Abgeschirmt von Gegendemonstranten
Die Konferenz findet mitten im Zentrum von München statt. Trotzdem: Wer sich im Bayerischen Hof oder im Pressezentrum aufhält, bekommt von der Außenwelt nichts mit – so effizient scheint die Sperrzone rund um den Tagungsort zu funktionieren.
Während der Mittagspause bei der Sicherheitskonferenz war die Bühne am Marienplatz noch leer. Am Nachmittag demonstrierten hier eintausend Menschen gegen die „Nato-Kriegstagung“. Da lief im Bayerischen Hof schon die nächste Podiumsdiskussion.
Rund dreitausend Gegner der Sicherheitskonferenz demonstrieren in der Innenstadt gegen das Treffen.
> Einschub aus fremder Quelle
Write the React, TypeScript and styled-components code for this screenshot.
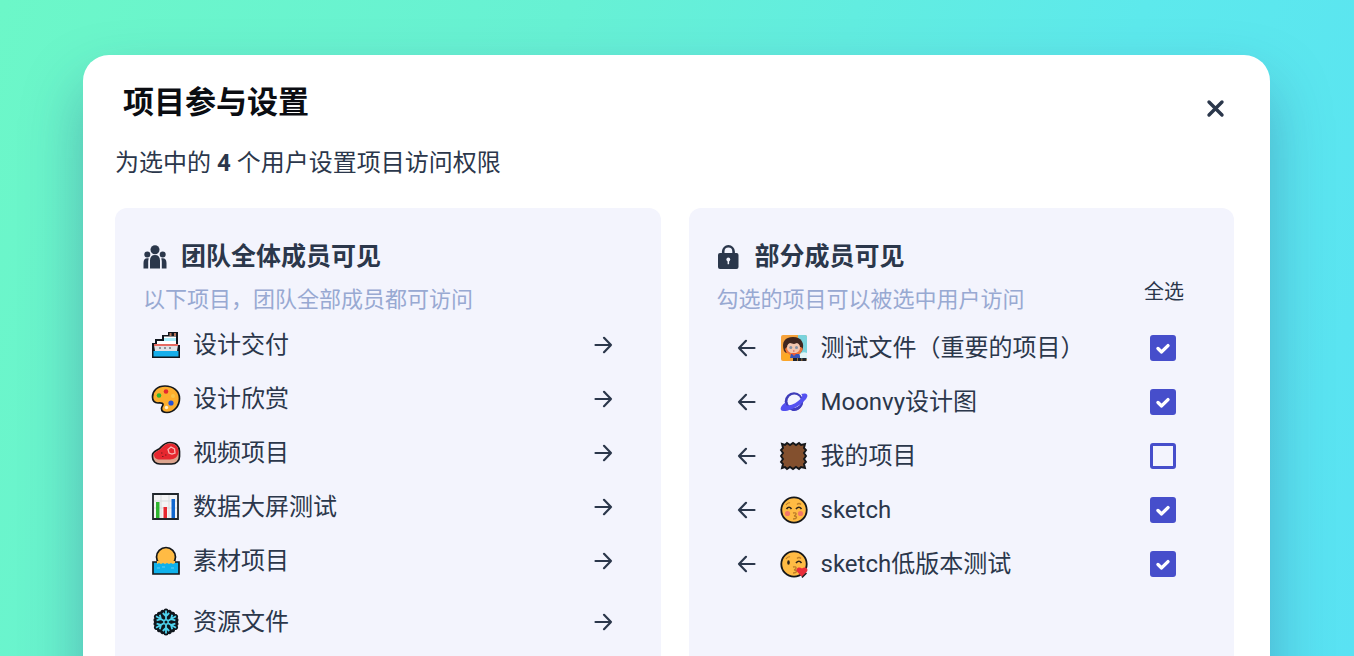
import React from 'react';
import styled, { createGlobalStyle } from 'styled-components';

const Global = createGlobalStyle`
  *, *::before, *::after { box-sizing: border-box; }
  html, body, #root { height: 100%; }
  body {
    margin: 0;
    overflow: hidden;
    color: #2b374b;
    font-family: Roboto, "Noto Sans CJK SC", sans-serif;
  }
  button { font: inherit; color: inherit; }
`;

const Page = styled.main`
  height: 100%;
  padding: 55px 84px 0 83px;
  overflow: hidden;
  background: linear-gradient(110deg, #6cf7c8 0%, #67f1d4 36%, #5de9ec 72%, #59e2f3 100%);
`;

const Dialog = styled.section`
  min-height: 900px;
  padding: 25px 36px 32px 32px;
  border-radius: 26px;
  background: #fff;
  box-shadow: 0 30px 60px rgba(40, 70, 130, 0.35);
`;

const DialogHeader = styled.header`
  display: flex;
  justify-content: space-between;
  align-items: flex-start;
  padding-left: 8px;
`;

const Title = styled.h1`
  margin: 0;
  font-size: 31px;
  line-height: 46px;
  font-weight: 700;
  color: #0b0d12;
`;

const IconButton = styled.button`
  display: flex;
  align-items: center;
  justify-content: center;
  width: 36px;
  height: 36px;
  padding: 0;
  border: 0;
  background: none;
  cursor: pointer;
`;

const CloseButton = styled(IconButton)`
  margin-top: 11px;
`;

const Lead = styled.p`
  margin: 19px 0 28px;
  font-size: 24px;
  line-height: 34px;
`;

const Panels = styled.div`
  display: grid;
  grid-template-columns: 1fr 1fr;
  gap: 28px;
`;

const Panel = styled.section`
  min-height: 600px;
  padding: 28px;
  border-radius: 12px;
  background: #f3f4fd;
`;

const PanelTitle = styled.h2`
  display: flex;
  align-items: center;
  gap: 14px;
  margin: 0 0 4px;
  font-size: 25px;
  line-height: 42px;
  font-weight: 700;
`;

const PanelBar = styled.div`
  display: flex;
  justify-content: space-between;
  padding-right: 22px;
`;

const Hint = styled.p`
  margin: 0;
  font-size: 22px;
  line-height: 36px;
  color: #98a9d2;
`;

const SelectAll = styled.button`
  padding: 0;
  border: 0;
  background: none;
  font-size: 20px;
  line-height: 20px;
  height: 20px;
  cursor: pointer;
`;

const List = styled.ul<{ $inset?: boolean }>`
  margin: 0;
  padding: ${(p) => (p.$inset ? '3px 30px 0 12px' : '0 12px 0 8px')};
  list-style: none;
`;

const Row = styled.li<{ $tall?: boolean }>`
  display: flex;
  align-items: center;
  height: 54px;
  margin-top: ${(p) => (p.$tall ? '7px' : '0')};
`;

const Emblem = styled.svg`
  flex: none;
  width: 30px;
  height: 30px;
  margin-right: 12px;
`;

const Name = styled.span`
  flex: 1;
  font-size: 24px;
  line-height: 36px;
`;

const NameLabel = styled(Name).attrs({ as: 'label' })<{ htmlFor?: string }>``;

const BackButton = styled(IconButton)`
  margin-right: 14px;
`;

const Tick = styled.input`
  appearance: none;
  width: 26px;
  height: 26px;
  margin: 0;
  border: 3px solid #464ecb;
  border-radius: 3px;
  background: transparent;
  cursor: pointer;
  &:checked {
    background: #464ecb url("data:image/svg+xml,%3Csvg xmlns='http://www.w3.org/2000/svg' viewBox='0 0 20 20' fill='none' stroke='white' stroke-width='3.4' stroke-linecap='round' stroke-linejoin='round'%3E%3Cpath d='M5 10.5l3.6 3.4L15 7.6'/%3E%3C/svg%3E") center / 20px 20px no-repeat;
  }
`;

const Arrow = ({ left }: { left?: boolean }) => (
  <svg width="20" height="20" viewBox="0 0 20 20" fill="none" stroke="#2b374b" strokeWidth="2.2" strokeLinecap="round" strokeLinejoin="round" aria-hidden="true">
    <path d={left ? 'M17.500 10H2M9 2.800L2 10l7 7.200' : 'M2.500 10h15.500M11 2.800L18 10l-7 7.200'} />
  </svg>
);

const CloseIcon = () => (
  <svg width="20" height="20" viewBox="0 0 20 20" stroke="#2b374b" strokeWidth="3.4" strokeLinecap="round" aria-hidden="true">
    <path d="M3 3l13 13M16 3l-13 13" />
  </svg>
);

const PeopleIcon = () => (
  <svg width="24" height="24" viewBox="0 0 24 24" fill="#2b374b" aria-hidden="true">
    <circle cx="12" cy="4.700" r="4.500" />
    <circle cx="4.300" cy="9.500" r="3" />
    <circle cx="19.700" cy="9.500" r="3" />
    <path d="M7 23.500v-8c0-3.500 1.700-5.500 5-5.500s5 2 5 5.500v8zM0.500 23.500V18c0-3 1.200-4.800 3.800-4.800.6 0 1 .1 1.500.3-.4 1-.6 2-.6 3.200v6.800zM23.500 23.500V18c0-3-1.200-4.800-3.800-4.800-.6 0-1 .1-1.500.3.4 1 .6 2 .6 3.200v6.800z" />
  </svg>
);

const LockIcon = () => (
  <svg width="24" height="24" viewBox="0 0 24 24" aria-hidden="true">
    <path d="M6.200 10V6.500a5.200 5.200 0 0 1 10.400 0V10" fill="none" stroke="#2b374b" strokeWidth="2.600" />
    <rect x="1" y="8" width="20.500" height="16" rx="2" fill="#2b374b" />
    <circle cx="11.300" cy="14.500" r="1.900" fill="#f3f4fd" />
    <path d="M10.600 15h1.500v4.200h-1.500z" fill="#f3f4fd" />
  </svg>
);

const Ship = () => (
  <>
    <path d="M1 13h3V9h7V5h6V2h10v13h2v13H1z" fill="#10161d" />
    <path d="M18.500 3h2v3h-2zM23 3h2v3h-2z" fill="#b5745a" />
    <path d="M13 6.500h12V8H13z" fill="#fff" />
    <path d="M13 8h12v3H13z" fill="#a9edfa" />
    <path d="M6 11h6v3H6zM12 11h13v3H12z" fill="#fff" />
    <path d="M3 15h24l-1 6H4z" fill="#dfe2e5" />
    <path d="M3 14h24v2H3z" fill="#e66b62" />
    <path d="M8 17h2v2H8zM13 17h2v2h-2zM18 17h2v2h-2z" fill="#8c9299" />
    <path d="M2.500 21h25v5.500h-25z" fill="#15aeeb" />
  </>
);

const Palette = () => (
  <>
    <path d="M14 2c8 0 14.500 5 14.500 12.500S23 28.500 16 28.500c-4 0-5.500-2-5.500-4 0-2 2-3 1.500-4.500-.5-1.500-3-1-5-1-3.500 0-5.500-2-5.500-6C1.500 7 6 2 14 2z" fill="#fcae2d" stroke="#15171a" strokeWidth="1.700" />
    <circle cx="8" cy="11.500" r="2.300" fill="#2fb62f" />
    <circle cx="15" cy="7.500" r="2.300" fill="#e6272f" />
    <circle cx="22" cy="12" r="2" fill="#f8c34a" />
    <circle cx="20" cy="19" r="2.600" fill="#2450d8" />
    <circle cx="15.500" cy="23.500" r="1.700" fill="#fff2cc" />
  </>
);

const Steak = () => (
  <>
    <path d="M1.500 17c0-3 3.500-4 6.500-6 3-2.500 5-6.500 11-6.500s9.500 4 9.500 9v5c0 4-3 7.500-8 7.500H9c-4.500 0-7.500-3-7.500-7z" fill="#dda58f" stroke="#15171a" strokeWidth="1.700" />
    <path d="M3 16.500c0-2 3-3 6-5 3-2.500 5-6 10-6s8.500 3 8.500 8c0 5-4 8-8.500 8H9c-4 0-6-2-6-5z" fill="#e6272f" />
    <path d="M17 11.500l3-2.500 3.500 2 .5 4-3 1-3-1z" fill="none" stroke="#f9b3b0" strokeWidth="1.300" />
    <path d="M10 15h1.500M14 17h1.500M11 18.500h1.500" stroke="#761c20" />
  </>
);

const Chart = () => (
  <>
    <path d="M2 2h25v25H2z" fill="#f4f4f5" stroke="#20262b" strokeWidth="1.800" />
    <path d="M3 9h23M3 16h23M10 3v23M18 3v23" stroke="#d9dcde" />
    <path d="M5 10h3.500v16H5z" fill="#2fb62f" />
    <path d="M12.500 15H16v11h-3.500z" fill="#e6272f" />
    <path d="M20.500 7H24v19h-3.500z" fill="#1268cf" />
  </>
);

const Sunrise = () => (
  <>
    <circle cx="15" cy="11" r="9.500" fill="#ffbb44" stroke="#15171a" strokeWidth="1.700" />
    <path d="M2 16h26v12H2z" fill="#0fb1eb" stroke="#15171a" strokeWidth="1.700" />
    <path d="M6 15h18v2l-2 1-2-1-2 1-2-1-2 1-2-1-2 1-2-1-2 1z" fill="#ffbb44" />
    <path d="M6 22h3M20 22h3M11 21h3" stroke="#60cef2" />
  </>
);

const flake = [0, 60, 120, 180, 240, 300];

const Snow = () => (
  <g fill="none">
    <circle cx="15" cy="15" r="10" fill="#10161d" />
    {flake.map((a) => (
      <path key={a} d="M15 13V4M11.500 5.500L15 9l3.500-3.500" stroke="#10161d" strokeWidth="5" strokeLinecap="round" transform={`rotate(${a} 15 15)`} />
    ))}
    {flake.map((a) => (
      <path key={a} d="M15 12.500V3.500M11.800 6L15 9.200 18.200 6" stroke="#4fd3ee" strokeWidth="1.800" transform={`rotate(${a} 15 15)`} />
    ))}
    <circle cx="15" cy="15" r="2.200" stroke="#4fd3ee" strokeWidth="1.400" />
  </g>
);

const Portrait = () => (
  <>
    <rect x="2" y="2" width="26" height="26" rx="2" fill="#f6a33c" />
    <path d="M19 2h7q2 0 2 2v22h-9z" fill="#7bd3dc" />
    <path d="M5 18C2 9 6 4 14 4c9 0 12 7 9 14l-3 3H8z" fill="#40261f" />
    <path d="M6 16l2 5 5 2 8-2 3-5-2-2H8z" fill="#ef7538" />
    <ellipse cx="14.500" cy="14.500" rx="6.600" ry="6" fill="#f3c6ae" />
    <path d="M7 12c1-4 3-6 7-6 5 0 7 2 8 6l-4-2-3 1-4-1z" fill="#40261f" />
    <circle cx="11.800" cy="14.500" r="1.500" fill="#8391a5" />
    <circle cx="17.500" cy="14.500" r="1.500" fill="#8391a5" />
    <path d="M14 18h1.500" stroke="#c14b46" />
    <path d="M12 21h8l2 4H11z" fill="#3854b8" />
    <path d="M12 20l3 3 3-3" fill="#ed5c35" />
    <circle cx="7" cy="24" r="4" fill="#fda924" />
    <path d="M21 21q3-3 7-1v5h-7z" fill="#e1f4f5" />
    <path d="M14 26.500h14" stroke="#20242d" strokeWidth="3" strokeDasharray="4 0.600" />
  </>
);

const Planet = () => (
  <>
    <circle cx="15" cy="14.500" r="9.300" fill="#3e3cb9" />
    <circle cx="15.300" cy="14.300" r="6.800" fill="#f3f4fd" />
    <path d="M6.500 15.500c-4 2.500-5.500 5.500-4.500 7.500 2 3 12-.5 18.500-5 6-4.200 9-8.500 7.500-10.500-1-1.500-3.500-1.200-6-.5 1.500 1 1.800 2.500 0 4.500-3.500 3.500-8 6.500-13 7-2 .2-2.800-1-2.500-3z" fill="#5451f1" />
    <path d="M12 22.500c4-1 8.500-3.500 11.500-6C22.500 21 19 24 15 24c-1.500 0-2.300-.5-3-1.500z" fill="#403dc0" />
  </>
);

const Patch = () => (
  <path d="M3 3l3 1 2-2 3 2 3-2 3 2 3-2 2 2 4-1-1 4 2 2-2 3 2 3-2 3 2 3-2 2 1 4-4-1-2 2-3-2-3 2-3-2-3 2-2-2-3 1 1-4-2-2 2-3-2-3 2-3-2-3 2-2z" fill="#83502e" stroke="#15171a" strokeWidth="1.900" />
);

const Face = ({ heart }: { heart?: boolean }) => (
  <>
    <circle cx="15" cy="15" r="12.700" fill="#ffbb44" stroke="#15171a" strokeWidth="1.800" />
    <path d="M17 14q3-3.500 5.500 0" fill="none" stroke="#32251a" strokeWidth="1.700" />
    <path d="M18 9.500q2-2 4 0M7 10q2-3 4-2" fill="none" stroke="#bd7e28" strokeWidth="1.200" />
    <path d="M14 18c4-1 4 2 1 3 4 0 3 3-1 3" fill="none" stroke="#bd7e28" strokeWidth="1.300" />
    {heart ? (
      <>
        <ellipse cx="9.500" cy="13.500" rx="1.300" ry="2.200" fill="#2b2118" />
        <path d="M23 28l-5-5.500c-2-3.500 2.500-5.500 5-3 2.500-2.500 7-.5 5 3z" fill="#e92e3a" />
        <path d="M23 28.500l4.500-4.500" stroke="#15171a" strokeWidth="1.500" />
      </>
    ) : (
      <>
        <path d="M7.500 14q2.500-3.500 5 0" fill="none" stroke="#32251a" strokeWidth="1.700" />
        <circle cx="8.500" cy="18.500" r="2.600" fill="#f27867" />
        <circle cx="21.500" cy="18.500" r="2.600" fill="#f27867" />
      </>
    )}
  </>
);

const openProjects = [
  { name: '设计交付', art: <Ship /> },
  { name: '设计欣赏', art: <Palette /> },
  { name: '视频项目', art: <Steak /> },
  { name: '数据大屏测试', art: <Chart /> },
  { name: '素材项目', art: <Sunrise /> },
  { name: '资源文件', art: <Snow />, tall: true },
];

const limitedProjects = [
  { name: '测试文件（重要的项目）', art: <Portrait />, on: true },
  { name: 'Moonvy设计图', art: <Planet />, on: true },
  { name: '我的项目', art: <Patch />, on: false },
  { name: 'sketch', art: <Face />, on: true },
  { name: 'sketch低版本测试', art: <Face heart />, on: true },
];

export default function App() {
  return (
    <Page>
      <Global />
      <Dialog role="dialog" aria-labelledby="dialog-title">
        <DialogHeader>
          <Title id="dialog-title">项目参与设置</Title>
          <CloseButton type="button" aria-label="关闭"><CloseIcon /></CloseButton>
        </DialogHeader>
        <Lead>为选中的 <strong>4</strong> 个用户设置项目访问权限</Lead>
        <Panels>
          <Panel>
            <PanelTitle><PeopleIcon />团队全体成员可见</PanelTitle>
            <Hint>以下项目，团队全部成员都可访问</Hint>
            <List>
              {openProjects.map((p) => (
                <Row key={p.name} $tall={p.tall}>
                  <Emblem viewBox="0 0 30 30" aria-hidden="true">{p.art}</Emblem>
                  <Name>{p.name}</Name>
                  <IconButton type="button" aria-label={`移动 ${p.name}`}><Arrow /></IconButton>
                </Row>
              ))}
            </List>
          </Panel>
          <Panel>
            <PanelTitle><LockIcon />部分成员可见</PanelTitle>
            <PanelBar>
              <Hint>勾选的项目可以被选中用户访问</Hint>
              <SelectAll type="button">全选</SelectAll>
            </PanelBar>
            <List $inset>
              {limitedProjects.map((p, i) => (
                <Row key={p.name}>
                  <BackButton type="button" aria-label={`移回 ${p.name}`}><Arrow left /></BackButton>
                  <Emblem viewBox="0 0 30 30" aria-hidden="true">{p.art}</Emblem>
                  <NameLabel htmlFor={`project-${i}`}>{p.name}</NameLabel>
                  <Tick id={`project-${i}`} type="checkbox" defaultChecked={p.on} />
                </Row>
              ))}
            </List>
          </Panel>
        </Panels>
      </Dialog>
    </Page>
  );
}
Sie fordern, auf Militäreinsätze zu verzichten und Aufrüstung zu stoppen. Sie zogen auch an der Residenz vorbei. Genau dort werden am Abend die Konferenz-Teilnehmer von Ministerpräsident Horst Seehofer zum Essen eingeladen. Von der Demo wird dann nichts mehr zu hören sein. Sie endete am Nachmittag - ganz ohne die Aufmerksamkeit der Politiker im Bayerischen Hof.